As a minor side note: When I started working on this topic not everything was as polished as it is today. Because profiles were not yet available in kubectl debug, I had to develop my own little kubectl plugin called kubectl-ephemeral. It allows usage of the full API for the EphemeralContainer type to create ephemeral containers, which might prove useful if no profile provides the necessary configuration. Usually, we want kubectl debug though.

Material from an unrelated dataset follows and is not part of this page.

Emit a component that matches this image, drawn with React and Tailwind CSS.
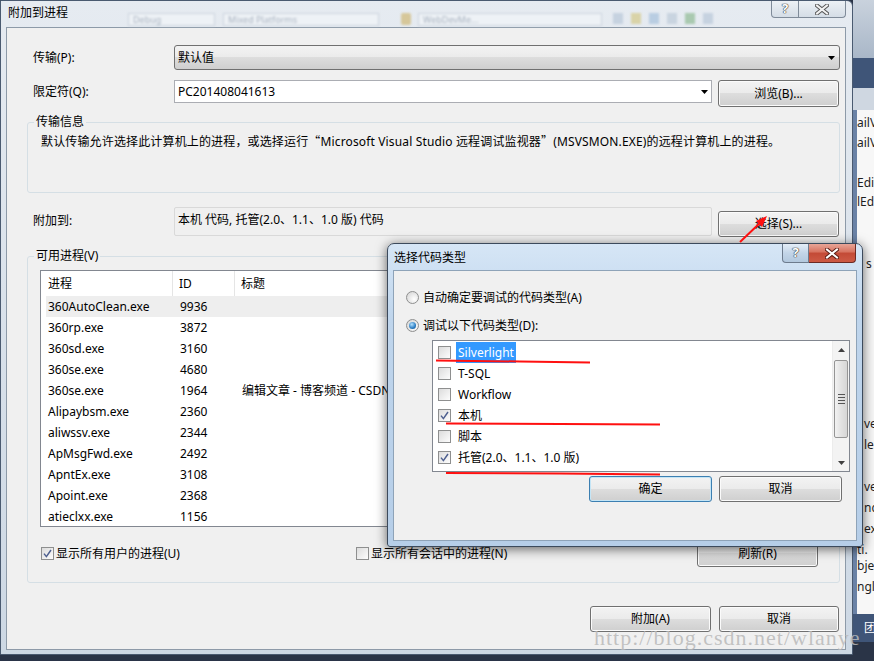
const btnBg = 'bg-[linear-gradient(#f3f3f3_0%,#ebebeb_48%,#dddddd_50%,#cfcfcf_100%)]';

const Btn = ({ children, className = '', focused = false }) => (
  <div
    className={`flex items-center justify-center rounded-[3px] border ${
      focused ? 'border-[#3c7fb1] shadow-[inset_0_0_0_1px_#c4e5f6]' : 'border-[#707070] shadow-[inset_0_0_0_1px_#fbfbfb]'
    } ${btnBg} leading-[16px] ${className}`}
  >
    {children}
  </div>
);

const Arrow = () => (
  <svg width="7" height="4" viewBox="0 0 7 4" className="shrink-0">
    <polygon points="0,0 7,0 3.5,4" fill="#000" />
  </svg>
);

const Check = ({ checked }) => (
  <span className="w-[13px] h-[13px] shrink-0 border border-[#8e8f8f] bg-[linear-gradient(135deg,#dcdcdc,#fdfdfd)] flex items-center justify-center">
    {checked && (
      <svg width="9" height="9" viewBox="0 0 9 9">
        <path d="M1 4.6 L3.4 7.6 L8 1" stroke="#4d5f8f" strokeWidth="1.5" fill="none" />
      </svg>
    )}
  </span>
);

const Radio = ({ selected }) => (
  <span className="w-[13px] h-[13px] shrink-0 rounded-full border border-[#8e8f8f] bg-[radial-gradient(circle_at_65%_65%,#ffffff,#d0d0d0)] flex items-center justify-center">
    {selected && (
      <span className="w-[7px] h-[7px] rounded-full bg-[radial-gradient(circle_at_40%_35%,#b4e2ff,#2a7cc2_60%,#0d4a82)]" />
    )}
  </span>
);

const XGlyph = ({ fill = '#fff', stroke = '#3a3a3a' }) => (
  <svg width="14" height="11" viewBox="0 0 14 11">
    <path d="M2 1.5 L12 9.5 M12 1.5 L2 9.5" stroke={stroke} strokeWidth="4" strokeLinecap="square" />
    <path d="M2 1.5 L12 9.5 M12 1.5 L2 9.5" stroke={fill} strokeWidth="2" strokeLinecap="square" />
  </svg>
);

const processes = [
  ['360AutoClean.exe', '9936', ''],
  ['360rp.exe', '3872', ''],
  ['360sd.exe', '3160', ''],
  ['360se.exe', '4680', ''],
  ['360se.exe', '1964', '编辑文章 - 博客频道 - CSDN.NET - 360安全浏览器'],
  ['Alipaybsm.exe', '2360', ''],
  ['aliwssv.exe', '2344', ''],
  ['ApMsgFwd.exe', '2492', ''],
  ['ApntEx.exe', '3108', ''],
  ['Apoint.exe', '2368', ''],
  ['atieclxx.exe', '1156', ''],
];

const codeTypes = [
  ['Silverlight', false, true],
  ['T-SQL', false, false],
  ['Workflow', false, false],
  ['本机', true, false],
  ['脚本', false, false],
  ['托管(2.0、1.1、1.0 版)', true, false],
];

const VsStrip = () => (
  <div className="w-[21px] h-full flex flex-col overflow-hidden text-[12px] text-[#1e1e1e] whitespace-nowrap">
    <div className="h-[58px] bg-[linear-gradient(#c9d2dd,#a9b7c8)]" />
    <div className="h-[30px] bg-[#3f5578]" />
    <div className="h-[22px] bg-[#cfd7e1]" />
    <div className="h-[504px] bg-[#f7f7f7] border-l-[4px] border-[#6a82a6] leading-[16px]">
      <div className="mt-[5px] h-[16px]">ailVi</div>
      <div className="mt-[4px] h-[16px]">ailVi</div>
      <div className="mt-[24px] h-[16px]">Edit</div>
      <div className="mt-[3px] h-[16px]">lEdi</div>
      <div className="mt-[46px] h-[16px] pl-[9px]">s</div>
      <div className="mt-[144px] h-[16px] pl-[7px]">ve</div>
      <div className="mt-[5px] h-[16px] pl-[7px]">le</div>
      <div className="mt-[26px] h-[16px] pl-[7px]">ve</div>
      <div className="mt-[5px] h-[16px] pl-[7px]">nc</div>
      <div className="mt-[5px] h-[16px] pl-[7px]">ex</div>
      <div className="mt-[5px] h-[16px]">ti.</div>
      <div className="h-[16px]">bjec</div>
      <div className="mt-[5px] h-[16px]">ngle</div>
    </div>
    <div className="h-[28px] bg-[#3f5578] text-white flex items-center pl-[11px]">团队</div>
    <div className="flex-1 bg-[#2a3447]" />
  </div>
);

const MainWindow = () => (
  <div className="absolute left-0 top-0 w-[853px] h-[655px] flex flex-col border border-[#4a5a70] rounded-tr-[6px] bg-[linear-gradient(180deg,#e6ebf1,#d6dfe9_60%,#cdd8e4)]">
    {/* title bar */}
    <div className="h-[26px] flex items-start">
      <span className="ml-[7px] mt-[4px] leading-[16px] text-black">附加到进程</span>
      <div className="ml-[60px] mt-[12px] w-[87px] h-[13px] border border-[#ccd4de] bg-[#eef2f6] text-[9px] leading-[11px] pl-[4px] text-[#a9b3c0] blur-[0.8px]">Debug</div>
      <div className="ml-[8px] mt-[12px] w-[156px] h-[13px] border border-[#ccd4de] bg-[#eef2f6] text-[9px] leading-[11px] pl-[4px] text-[#a9b3c0] blur-[0.8px]">Mixed Platforms</div>
      <div className="ml-[22px] mt-[12px] w-[10px] h-[12px] rounded-[2px] bg-[#d6c79a] blur-[1px]" />
      <div className="ml-[7px] mt-[12px] w-[184px] h-[13px] border border-[#ccd4de] bg-[#eef2f6] text-[9px] leading-[11px] pl-[4px] text-[#a9b3c0] blur-[0.8px]">WebDevMe...</div>
      <div className="ml-[11px] mt-[12px] flex gap-[8px] blur-[1px]">
        <span className="w-[10px] h-[11px] bg-[#c6d2e0]" />
        <span className="w-[10px] h-[11px] bg-[#d9d3a8]" />
        <span className="w-[10px] h-[11px] bg-[#b9cde2]" />
        <span className="w-[10px] h-[11px] bg-[#c9d4e0]" />
        <span className="w-[10px] h-[11px] bg-[#a9c9b0]" />
        <span className="w-[10px] h-[11px] bg-[#c6d2e0]" />
      </div>
      <div className="ml-auto mr-[6px] flex">
        <div className="w-[28px] h-[17px] border border-t-0 border-[#7f8b99] rounded-bl-[4px] bg-[linear-gradient(#edf1f5,#d5dde6)] flex items-center justify-center text-[13px] font-bold text-white [text-shadow:0_0_1px_#333,0_0_1px_#333,0_0_1px_#333]">?</div>
        <div className="w-[47px] h-[17px] border border-t-0 border-l-0 border-[#7f8b99] rounded-br-[4px] bg-[linear-gradient(#edf1f5,#d5dde6)] flex items-center justify-center">
          <XGlyph fill="#f2f2f2" stroke="#555" />
        </div>
      </div>
    </div>

    {/* client */}
    <div className="ml-[5px] w-[840px] h-[623px] border border-[#8d9aa8] bg-[#f0f0f0] flex flex-col">
      <div className="mt-[17px] h-[25px] flex items-center">
        <span className="ml-[26px] w-[141px] leading-[16px]">传输(P):</span>
        <div className={`w-[666px] h-[25px] rounded-[3px] border border-[#707070] ${btnBg} flex items-center pl-[3px] pr-[4px]`}>
          <span className="flex-1 leading-[16px]">默认值</span>
          <Arrow />
        </div>
      </div>

      <div className="mt-[10px] h-[27px] flex items-start">
        <span className="ml-[26px] w-[141px] h-[23px] flex items-center">限定符(Q):</span>
        <div className="w-[538px] h-[23px] border border-[#abadb3] bg-white flex items-center pl-[3px] pr-[3px]">
          <span className="flex-1 leading-[16px]">PC201408041613</span>
          <Arrow />
        </div>
        <Btn className="ml-[6px] w-[121px] h-[27px]">浏览(B)...</Btn>
      </div>

      <fieldset className="mt-[7px] ml-[20px] w-[813px] h-[79px] border border-[#d5dfe5] rounded-[3px]">
        <legend className="ml-[6px] px-[2px] leading-[16px]">传输信息</legend>
        <div className="mt-[3px] ml-[13px] leading-[16px] whitespace-nowrap tracking-[0.15px]">
          默认传输允许选择此计算机上的进程，或选择运行<span className="font-['Noto_Sans_CJK_SC',sans-serif]">“</span>Microsoft Visual Studio 远程调试监视器<span className="font-['Noto_Sans_CJK_SC',sans-serif]">”</span>(MSVSMON.EXE)的远程计算机上的进程。
        </div>
      </fieldset>

      <div className="mt-[14px] h-[30px] flex items-start">
        <span className="ml-[26px] w-[141px] h-[27px] flex items-center">附加到:</span>
        <div className="w-[538px] h-[29px] border border-[#d9d9d9] rounded-[2px] bg-[#f0f0f0] flex items-center pl-[3px]">
          <span className="leading-[16px] -mt-[3px]">本机 代码, 托管(2.0、1.1、1.0 版) 代码</span>
        </div>
        <Btn className="ml-[6px] mt-[4px] w-[121px] h-[26px]">选择(S)...</Btn>
      </div>

      <fieldset className="mt-[11px] ml-[20px] w-[813px] h-[335px] border border-[#d5dfe5] rounded-[3px]">
        <legend className="ml-[6px] px-[2px] leading-[16px]">可用进程(V)</legend>
        <div className="mt-[6px] ml-[12px] w-[788px] h-[257px] border border-[#828790] bg-white overflow-hidden">
          <div className="h-[25px] flex">
            <div className="w-[132px] border-r border-[#e5e5e5] pl-[7px] flex items-center">进程</div>
            <div className="w-[62px] border-r border-[#e5e5e5] pl-[6px] flex items-center">ID</div>
            <div className="flex-1 pl-[6px] flex items-center">标题</div>
          </div>
          {processes.map(([name, id, title], i) => (
            <div
              key={i}
              className={`ml-[5px] h-[21px] flex items-center whitespace-nowrap ${i === 0 ? 'bg-[#eeeeee]' : ''}`}
            >
              <span className="w-[127px] pl-[2px]">{name}</span>
              <span className="w-[62px] pl-[7px]">{id}</span>
              <span className="pl-[7px]">{title}</span>
            </div>
          ))}
        </div>
        <div className="mt-[13px] h-[27px] flex items-center">
          <div className="ml-[13px] w-[315px] flex items-center">
            <Check checked />
            <span className="ml-[2px] leading-[16px]">显示所有用户的进程(U)</span>
          </div>
          <div className="w-[341px] flex items-center">
            <Check />
            <span className="ml-[2px] leading-[16px]">显示所有会话中的进程(N)</span>
          </div>
          <Btn className="w-[121px] h-[27px]">刷新(R)</Btn>
        </div>
      </fieldset>

      <div className="mt-[23px] flex">
        <Btn className="ml-[583px] w-[121px] h-[26px]">附加(A)</Btn>
        <Btn className="ml-[8px] w-[120px] h-[26px]">取消</Btn>
      </div>
    </div>
  </div>
);

const CodeTypeDialog = () => (
  <div className="absolute left-[387px] top-[243px] w-[476px] h-[304px] flex flex-col rounded-t-[7px] rounded-b-[3px] border border-[#3c4a5c] bg-[linear-gradient(180deg,#d6e6f6_0%,#bfd5ec_25%,#b6cee8_100%)] shadow-[0_2px_12px_rgba(0,0,0,0.6)]">
    <div className="h-[26px] flex items-start">
      <span className="ml-[6px] mt-[6px] leading-[16px]">选择代码类型</span>
      <div className="ml-auto mr-[6px] flex">
        <div className="w-[27px] h-[19px] border border-t-0 border-[#6d7b8d] rounded-bl-[4px] bg-[linear-gradient(#e4edf7,#c3d5e8_50%,#b3c8de)] flex items-center justify-center text-[13px] font-bold text-white [text-shadow:0_0_1px_#333,0_0_1px_#333,0_0_1px_#333]">?</div>
        <div className="w-[47px] h-[19px] border border-t-0 border-l-0 border-[#6b2a24] rounded-br-[4px] bg-[linear-gradient(#e8a597_0%,#d7725f_45%,#c34a36_50%,#cd5a45_100%)] flex items-center justify-center">
          <XGlyph fill="#ffffff" stroke="#5a1d14" />
        </div>
      </div>
    </div>
    <div className="ml-[5px] w-[464px] h-[271px] border border-[#8ea3b8] bg-[#f0f0f0] flex flex-col">
      <div className="mt-[20px] ml-[12px] h-[13px] flex items-center">
        <Radio />
        <span className="ml-[4px] leading-[16px]">自动确定要调试的代码类型(A)</span>
      </div>
      <div className="mt-[15px] ml-[12px] h-[13px] flex items-center">
        <Radio selected />
        <span className="ml-[4px] leading-[16px]">调试以下代码类型(D):</span>
      </div>
      <div className="mt-[8px] ml-[38px] w-[418px] h-[132px] border border-[#828790] bg-white flex">
        <div className="flex-1 pt-[1px]">
          {codeTypes.map(([label, checked, hl]) => (
            <div key={label} className="h-[21px] flex items-center pl-[5px]">
              <Check checked={checked} />
              <span className={`ml-[5px] px-[2px] leading-[21px] ${hl ? 'bg-[#3399ff] text-white' : ''}`}>{label}</span>
            </div>
          ))}
        </div>
        <div className="w-[17px] flex flex-col bg-[#f3f3f3] border-l border-[#ececec]">
          <div className="h-[17px] flex items-center justify-center">
            <svg width="7" height="4" viewBox="0 0 7 4"><polygon points="0,4 7,4 3.5,0" fill="#404040" /></svg>
          </div>
          <div className="mt-[2px] mx-[1px] h-[78px] rounded-[2px] border border-[#959595] bg-[linear-gradient(90deg,#f2f2f2,#e2e2e2_50%,#d6d6d6)] flex flex-col items-center justify-center gap-[2px]">
            <span className="w-[7px] h-px bg-[#555]" />
            <span className="w-[7px] h-px bg-[#555]" />
            <span className="w-[7px] h-px bg-[#555]" />
            <span className="w-[7px] h-px bg-[#555]" />
          </div>
          <div className="flex-1" />
          <div className="h-[17px] flex items-center justify-center">
            <svg width="7" height="4" viewBox="0 0 7 4"><polygon points="0,0 7,0 3.5,4" fill="#404040" /></svg>
          </div>
        </div>
      </div>
      <div className="mt-[4px] flex">
        <Btn focused className="ml-[195px] w-[123px] h-[26px]">确定</Btn>
        <Btn className="ml-[7px] w-[123px] h-[26px]">取消</Btn>
      </div>
    </div>
  </div>
);

const Annotations = () => (
  <svg className="absolute left-0 top-0 pointer-events-none" width="874" height="661" viewBox="0 0 874 661">
    <path d="M436 360.5 L520 361.5 L590 362.5" stroke="#ff1010" strokeWidth="2" fill="none" />
    <path d="M446 423.5 L560 424 L660 424.5" stroke="#ff1010" strokeWidth="2" fill="none" />
    <path d="M446 473 L560 473.5 L660 474.5" stroke="#ff1010" strokeWidth="2" fill="none" />
    <path d="M740 242 L762 221" stroke="#ff1010" strokeWidth="2" fill="none" />
    <polygon points="767,216 756,221 762,227" fill="#ff1010" />
  </svg>
);

export default function App() {
  return (
    <div className="relative w-[874px] h-[661px] overflow-hidden bg-[#2a3447] font-['Noto_Sans','Noto_Sans_CJK_SC',sans-serif] text-[12px] text-black">
      <div className="flex h-full">
        <div className="w-[853px]" />
        <VsStrip />
      </div>
      <MainWindow />
      <CodeTypeDialog />
      <Annotations />
      <div className="absolute left-[594px] top-[625px] font-['Liberation_Serif',serif] text-[22px] leading-[26px] tracking-[1px] text-[rgba(185,185,185,0.85)] pointer-events-none whitespace-nowrap">
        http://blog.csdn.net/wlanye
      </div>
    </div>
  );
}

Delve as ephemeral container

Now we have everything that we need in building blocks. Let’s put it together! In this case, I am debugging a sample application that is a simple Go web server. It is already running in Kubernetes. We now want to create an ephemeral container in one of the Pods for that application. The ephemeral container should start Delve, attach to the application, and open a DAP server port.

$ kubectl debug \
    --profile=general \
    --target=sample-app \
    --image=quay.io/embik/dlv:v1.20.1 \
    sample-app-[...] \
    -- dlv --listen=127.0.0.1:2345 --headless=true attach 1

There we go. We attach to process id 1 because that is the process which started in the target container. Since we are connected to the PID namespace of the target container, we can just target the initial process - This only works if our target container does not have another entrypoint than the application binary.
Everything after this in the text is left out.